Items from a dataset

────────────────────

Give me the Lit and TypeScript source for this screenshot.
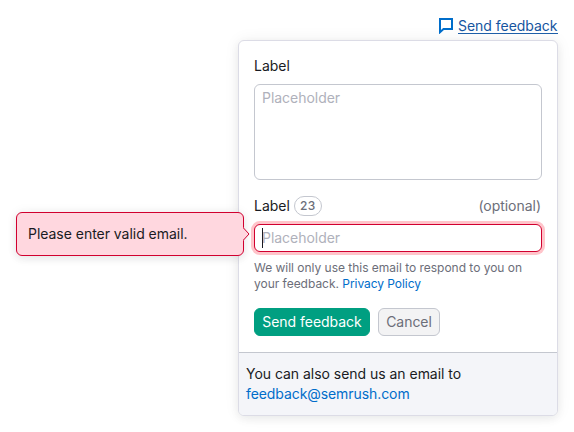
import { LitElement, html, css } from "lit";
import { customElement, property } from "lit/decorators.js";

@customElement("feedback-form")
class FeedbackForm extends LitElement {
  @property({ type: Number }) counter = 23;

  static styles = css`
    :host {
      display: block;
      box-sizing: border-box;
      width: 320px;
      height: 376px;
      border: 1px solid #dcdce6;
      border-radius: 6px;
      background: #fff;
      box-shadow: 0 3px 8px rgba(25, 27, 35, 0.06), 0 0 16px rgba(25, 27, 35, 0.06);
    }
    * { box-sizing: border-box; }
    .body { padding: 15px 15px 16px; height: 311px; }
    .row { display: flex; align-items: center; height: 20px; line-height: 20px; }
    .second { margin-top: 16px; }
    .badge {
      margin-left: 4px;
      width: 28px;
      height: 20px;
      border: 1px solid #c4c7cf;
      border-radius: 10px;
      color: #6c6e79;
      font-size: 12px;
      font-weight: 500;
      line-height: 18px;
      text-align: center;
      letter-spacing: 0.3px;
    }
    .optional { margin-left: auto; padding-right: 1px; color: #6c6e79; }
    .field {
      width: 288px;
      border: 1px solid #c4c7cf;
      border-radius: 6px;
      padding: 3px 7px;
      line-height: 20px;
      color: #afb1bb;
      background: #fff;
    }
    .area { height: 96px; margin-top: 8px; }
    .input {
      position: relative;
      height: 28px;
      margin-top: 8px;
      border-color: #d1002f;
      box-shadow: 0 0 0 3px #ffc4ca;
    }
    .caret { position: absolute; left: 7px; top: 3px; width: 1px; height: 20px; background: #191b23; }
    .hint { margin-top: 8px; font-size: 12px; line-height: 16px; letter-spacing: -0.02px; color: #6c6e79; white-space: nowrap; }
    .link { color: #006dca; }
    .hint .link { letter-spacing: -0.06px; }
    .actions { display: flex; gap: 8px; margin-top: 16px; }
    .button {
      height: 28px;
      padding: 3px 7px;
      border: 1px solid #c4c7cf;
      border-radius: 6px;
      font: inherit;
      line-height: 20px;
      letter-spacing: inherit;
      white-space: nowrap;
      color: #6c6e79;
      background: #f3f3f4;
    }
    .primary { width: 116px; color: #fff; background: #009f81; border-color: #009f81; }
    .secondary { width: 62px; }
    .footer {
      height: 63px;
      padding: 11px 7px;
      border-top: 1px solid #c4c7cf;
      border-radius: 0 0 5px 5px;
      background: #f4f5f9;
      line-height: 20px;
    }
    .footer .link { letter-spacing: -0.08px; }
  `;

  render() {
    return html`
      <div class="body">
        <div class="row">Label</div>
        <div class="field area">Placeholder</div>
        <div class="row second">
          <span>Label</span>
          <span class="badge">${this.counter}</span>
          <span class="optional">(optional)</span>
        </div>
        <div class="field input"><span class="caret"></span>Placeholder</div>
        <div class="hint">
          We will only use this email to respond to you on<br />your feedback.
          <span class="link">Privacy Policy</span>
        </div>
        <div class="actions">
          <button class="button primary">Send feedback</button>
          <button class="button secondary">Cancel</button>
        </div>
      </div>
      <div class="footer">
        <div>You can also send us an email to</div>
        <div class="link">feedback@semrush.com</div>
      </div>
    `;
  }
}

@customElement("app-root")
class AppRoot extends LitElement {
  static styles = css`
    :host {
      display: block;
      position: relative;
      box-sizing: border-box;
      width: 574px;
      height: 432px;
      overflow: hidden;
      padding: 16px 16px 0 0;
      background: #fff;
      color: #191b23;
      font-family: Inter, "Liberation Sans", sans-serif;
      font-size: 14px;
      line-height: 20px;
      letter-spacing: -0.03px;
    }
    .trigger { display: flex; justify-content: flex-end; height: 24px; color: #1555a0; }
    .icon { display: block; width: 16px; height: 16px; margin: 2px 4px 0 0; }
    .label { width: 100px; height: 17px; border-bottom: 1px solid #1e5fa8; line-height: 20px; white-space: nowrap; }
    .form { margin-left: auto; }
    .tooltip {
      position: absolute;
      left: 16px;
      top: 212px;
      box-sizing: border-box;
      width: 228px;
      height: 44px;
      padding: 11px;
      border: 1px solid #d1002f;
      border-radius: 6px;
      background: #ffd7df;
      box-shadow: 0 3px 8px rgba(25, 27, 35, 0.08), 0 0 12px rgba(25, 27, 35, 0.06);
    }
    .arrow { position: absolute; left: 225px; top: 14px; width: 8px; height: 14px; }
  `;

  render() {
    return html`
      <div class="trigger">
        <svg class="icon" viewBox="0 0 16 16" fill="none" stroke="#006dca" stroke-width="2">
          <path d="M2 1H14V11H5.5L2 14.2Z" />
        </svg>
        <span class="label">Send feedback</span>
      </div>
      <feedback-form class="form"></feedback-form>
      <div class="tooltip">
        Please enter valid email.
        <svg class="arrow" viewBox="0 0 8 14">
          <path d="M0 .5H1.5V1L7 7 1.5 13V13.5H0Z" fill="#ffd7df" />
          <path d="M1.5 1 7 7 1.5 13" fill="none" stroke="#d1002f" />
        </svg>
      </div>
    `;
  }
}
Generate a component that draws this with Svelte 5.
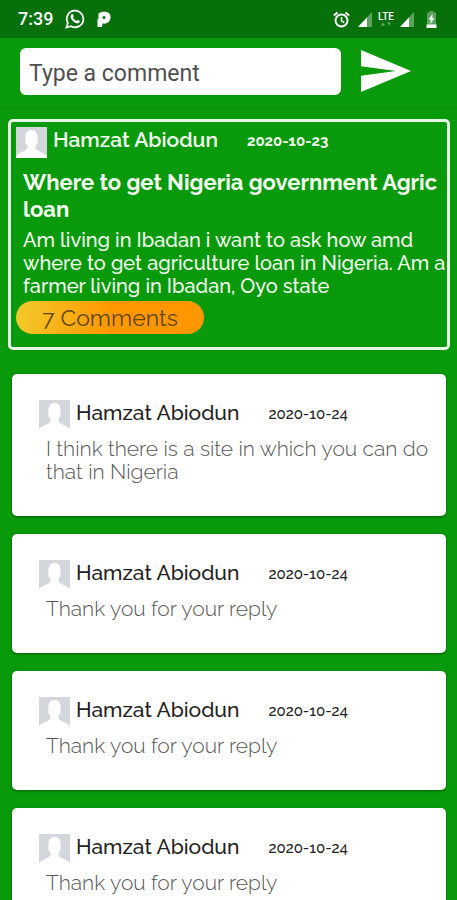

────────────────────

Only lines belong in the copy: transcribe those from the start of the data through the line that contains "counter = 23;", and skip the pictures.

Give me the Lit and TypeScript source for this screenshot.
import { LitElement, html, css } from "lit";
import { customElement, property } from "lit/decorators.js";

@customElement("feedback-form")
class FeedbackForm extends LitElement {
  @property({ type: Number }) counter = 23;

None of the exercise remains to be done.